4 of 258 comments (clear)

  1. Never going to happen. by avihappy · · Score: 4, Insightful

    This is one of those moronic things that will never happen that are being continuously predicted by people who don't understand anything about usability. Apple knows you can't just shoehorn a "one size fits all" OS onto every device you make; that the ways people use different devices are fundamentally different. Keyboard and Mouse apps do not work well with a touchscreen, and vice versa. Just because Lion imported some of the UI features of iOS like hidden scrollbars and an application launcher does not mean they will merge; they are simply implementing ideas from one platform that have utility on another.

  2. Here's my take: by fyngyrz · · Score: 5, Insightful

    OSX doesn't need -- and never has needed, and likely never will need -- the simplifications and limits that presently show up all over IOS. The current glitch in thinking over at Apple that has informed Lion with IOS like features is, I am confident, in error. On the other hand, the reason IOS needs these limits is because as of this point in time, the hardware itself is extremely limited... fast memory to support real multitasking, video (and main) memory to cache windows, the power budget presently required for same, small space to stuff the OS in, consequent loss of support for things like USB devices and complete bluetooth profiles... these things create IOS's limits; they're not there because they're a better way to do things, they are there because they are one of the only ways to do things, given the present environmental limits.

    But electronics, if nothing else, follow a fairly predictable path of increasing compute and display power in less space with a lower power budget. So IOS can -- and therefore should -- leave its limits and its modality behind, bring the capability to do more complex work with it. OSX, on the other hand should continue forward -- not backwards into ISO land.

    Finally, since access to Apple's App Store software library isn't open to competing tablet manufacturers, they (the competitors) are likely to strongly differentiate their tablets with USB, broad bluetooth support, a real filesystem and related file management the user can get at if they like, memory cards, and so on... putting some pressure on Apple to do the same (and thereby bringing over already existing OSX capabilities.) And of course consumers like more features -- the more they can do on an iPad, the better they will like it, as long as it doesn't get in the way of the things they could already do.

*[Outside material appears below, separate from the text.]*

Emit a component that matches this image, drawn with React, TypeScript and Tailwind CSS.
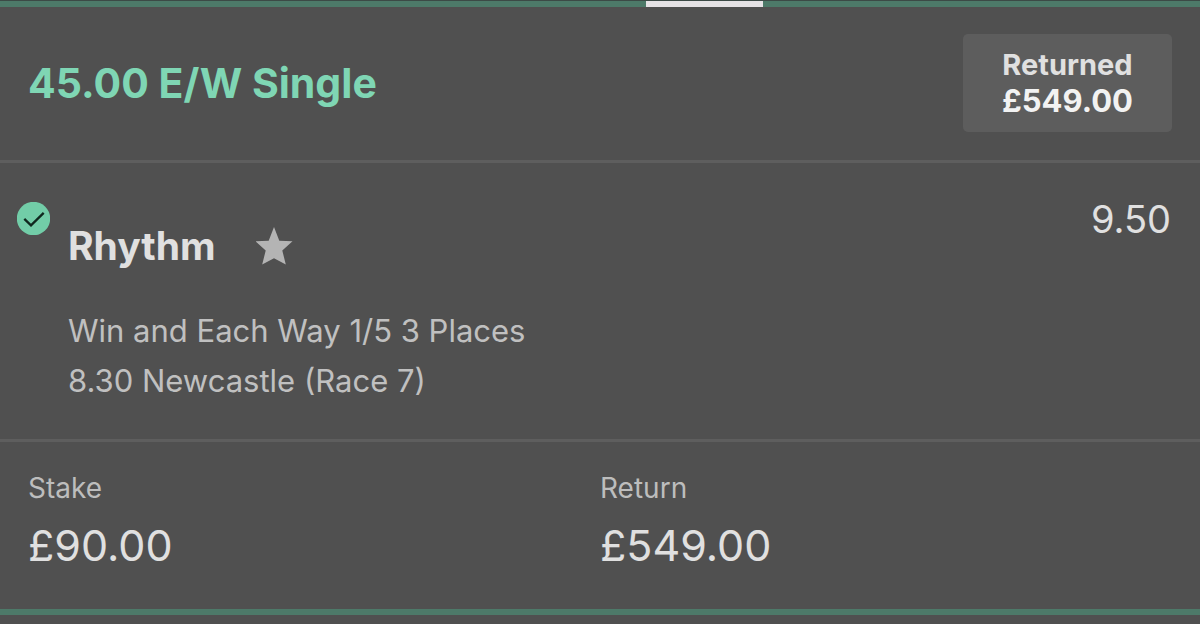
export default function App() {
  return (
    <main className="flex min-h-screen flex-col bg-[#505050] font-['Inter',sans-serif] text-[#e0e0e0]">
      <div className="h-[7px] border-t border-[#3c4a46] bg-[#4d7a69]">
        <div className="ml-[53.8%] h-[6px] w-[117px] bg-[#e6e3e6]" />
      </div>
      <header className="flex items-center justify-between border-b-3 border-[#5e5e5e] px-7 pt-[27px] pb-7">
        <h1 className="text-[41px] leading-[48px] font-bold text-[#7fd6b4]">45.00 E/W Single</h1>
        <div className="flex flex-col rounded-[5px] bg-[#5d5d5d] px-[39px] py-[13px] text-center font-bold">
          <span className="text-[29px] leading-[36px]">Returned</span>
          <span className="text-[31px] leading-[36px] text-[#f2f2f2]">£549.00</span>
        </div>
      </header>
      <section className="flex items-start border-b-3 border-[#5e5e5e] pt-[39px] pr-[29px] pb-[33px] pl-[17px]">
        <svg viewBox="0 0 33 33" className="h-[33px] w-[33px]" role="img" aria-label="Won">
          <circle cx="16.5" cy="16.5" r="16.7" fill="#72cda8" />
          <path d="M7.3 16.8L14 23.3L26.7 10.9" fill="none" stroke="#10281f" strokeWidth="2.3" />
        </svg>
        <div className="ml-[18px] flex-1">
          <div className="flex items-center gap-10 pt-5">
            <h2 className="text-[39px] leading-[48px] font-bold">Rhythm</h2>
            <svg viewBox="0 0 37 38" className="h-[38px] w-[37px]" role="img" aria-label="Favourite">
              <path
                d="M18 0L23.3 13.7L36.5 14.3L26.3 23.5L29.8 37.6L18 31.2L6.2 37.6L9.7 23.5L-.5 14.3L12.7 13.7Z"
                fill="#b4b4b4"
              />
            </svg>
          </div>
          <p className="mt-9 text-[31px] leading-[50px] text-[#c0c0c0]">Win and Each Way 1/5 3 Places</p>
          <p className="text-[31px] leading-[50px] text-[#c0c0c0]">8.30 Newcastle (Race 7)</p>
        </div>
        <span className="text-[38px] leading-[34px]">9.50</span>
      </section>
      <dl className="grid grid-cols-2 border-b-6 border-[#4d7a69] px-7 pt-7 pb-9">
        <div>
          <dt className="text-[28px] leading-[36px] text-[#bdbdbd]">Stake</dt>
          <dd className="mt-[11px] text-[43px] leading-[56px]">£90.00</dd>
        </div>
        <div>
          <dt className="text-[28px] leading-[36px] text-[#bdbdbd]">Return</dt>
          <dd className="mt-[11px] text-[43px] leading-[56px]">£549.00</dd>
        </div>
      </dl>
    </main>
  );
}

That's the design challenge, but I don't think it is a challenge that Apple will have any trouble at all meeting.

    So yeah, we will almost certainly see a merge, eventually. But hopefully it won't be IOS into OSX; just the opposite.

    --
    I've fallen off your lawn, and I can't get up.
  3. Re:Duh. by TheRaven64 · · Score: 4, Insightful

    AppKit on OS X 10.7 already adopts a lot of the event model from UIKit. The reason that Apple keeps them separate is the screen size. Designing a UI for a small touchscreen is very different from designing one for a laptop or desktop with a large screen and a keyboard and mouse. You can share 90% of the code between a Mac and iOS app, but you have to rewrite the UI. This was a good decision - I own a Nokia 770, and it has a lot of ported Linux apps, 90% of which are horrible to use because they were never designed for such a small screen. Sure, you can use AbiWord on it, but 60% of the screen is filled with UI widgets, with only a small sliver for your document. Meanwhile, Android apps are all designed for the small device, even if they're ports of desktop apps.

    --
    I am TheRaven on Soylent News
  4. lol by smash · · Score: 5, Insightful

    The complaints about IOS-ification of lion make me laugh. Apple have taken 3 major features and implemented them in lion: extensive sandboxing of apps (a good security practice), launchpad (meh, its optional - don't like it, don't use it) and auto save (which is a good thing).

    And people are crying like its the end of the world.

    OS X and IOS are ALREADY mostly the same. The places they are different are for very good reasons (resource usage, small touch interface). If apple wanted IOS and OS X to be the same (which, quite frankly would be retarded), they would have made them that way from the start.

    I've actually upgraded to Lion and have lost precisely ZERO features vs snow leopard (well, except for rosetta, but that wasn't related to the implementation of IOS-isms and was already on its way out).

    --
    I run: Windows, OS X, Linux, FreeBSD. Just because you have a hammer, doesn't mean everything is a nail.